🤖 AI Summary
To address the limitations of low accuracy, manual parameter tuning, and high computational overhead in inverse dynamics control of 7-DOF robotic arms, this paper proposes the first brain-inspired spiking neural network (SNN) control framework tailored for high-degree-of-freedom systems. The method integrates spatiotemporal modeling of continuous motion with dynamics-driven learning and is hardware-aware for neuromorphic platforms, enabling end-to-end joint torque prediction and real-time closed-loop control. Departing from prior works constrained to low-DOF setups and lacking quantitative validation, our approach is the first to demonstrate full closed-loop task execution on a physical 7-DOF robotic arm. Experimental results show over 60% reduction in torque prediction error, significantly improved target position tracking accuracy, and reduced power consumption and inference latency—advancing brain-inspired control toward practical embodied intelligence applications.
📝 Abstract
The development of artificial intelligence towards real-time interaction with the environment is a key aspect of embodied intelligence and robotics. Inverse dynamics is a fundamental robotics problem, which maps from joint space to torque space of robotic systems. Traditional methods for solving it rely on direct physical modeling of robots which is difficult or even impossible due to nonlinearity and external disturbance.
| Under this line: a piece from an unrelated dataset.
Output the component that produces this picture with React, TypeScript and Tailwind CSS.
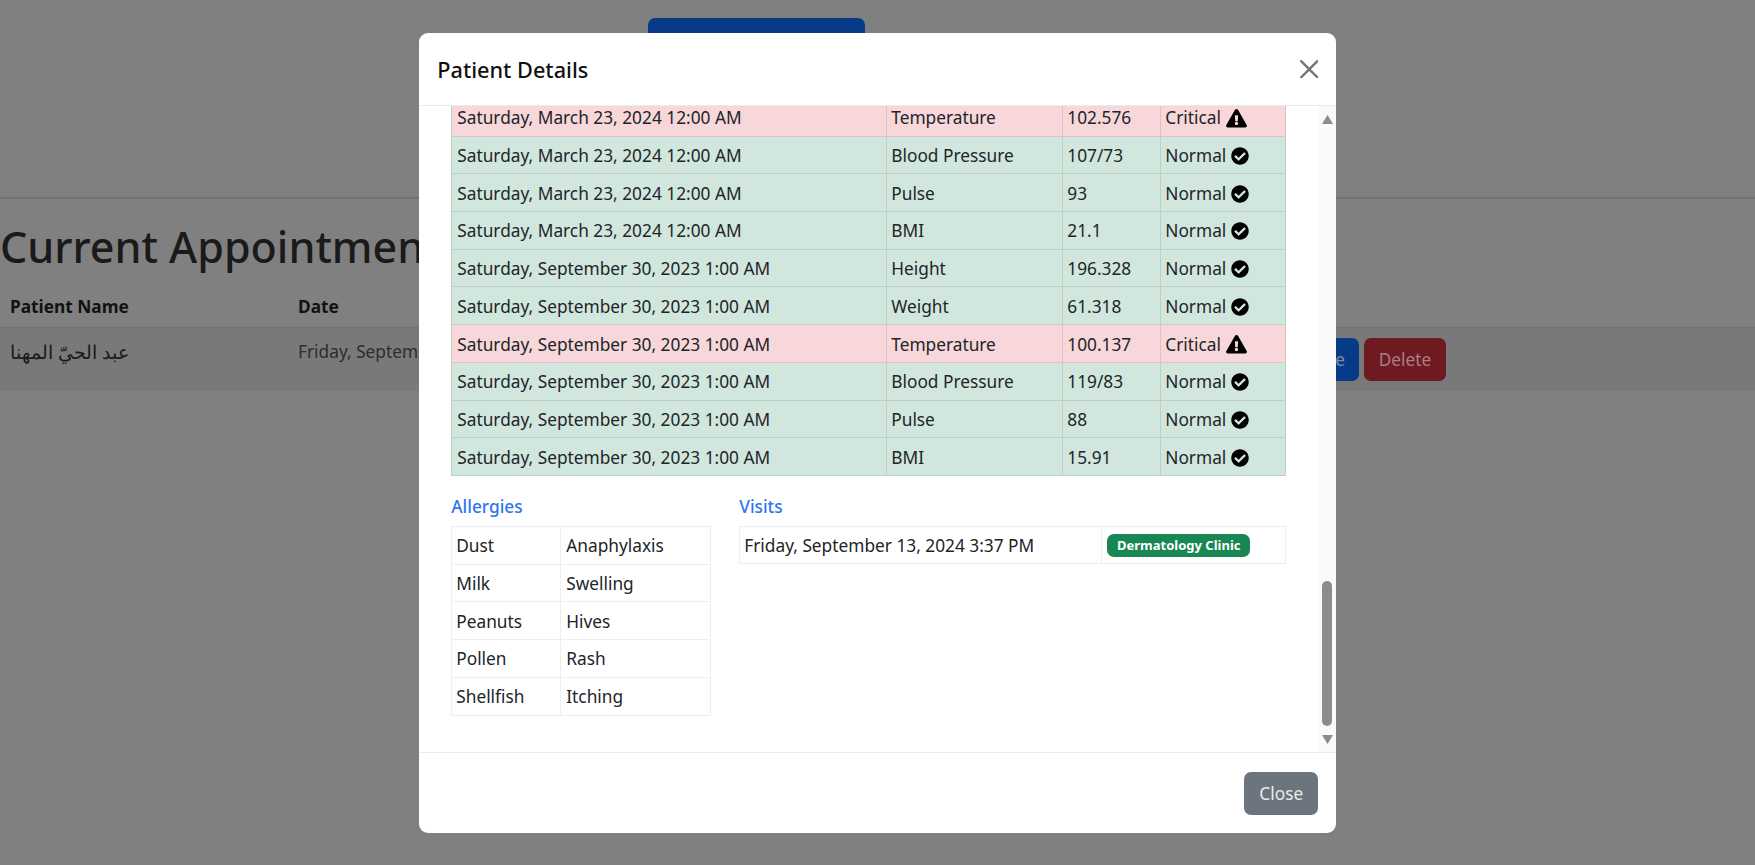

Recently, data-based model-learning algorithms are adopted to address this issue. However, they often require manual parameter tuning and high computational costs. Neuromorphic computing is inherently suitable to process spatiotemporal features in robot motion control at extremely low costs. However, current research is still in its infancy: existing works control only low-degree-of-freedom systems and lack performance quantification and comparison. In this paper, we propose a neuromorphic control framework to control 7 degree-of-freedom robotic manipulators. We use Spiking Neural Network to leverage the spatiotemporal continuity of the motion data to improve control accuracy, and eliminate manual parameters tuning. We validated the algorithm on two robotic platforms, which reduces torque prediction error by at least 60% and performs a target position tracking task successfully. This work advances embodied neuromorphic control by one step forward from proof of concept to applications in complex real-world tasks.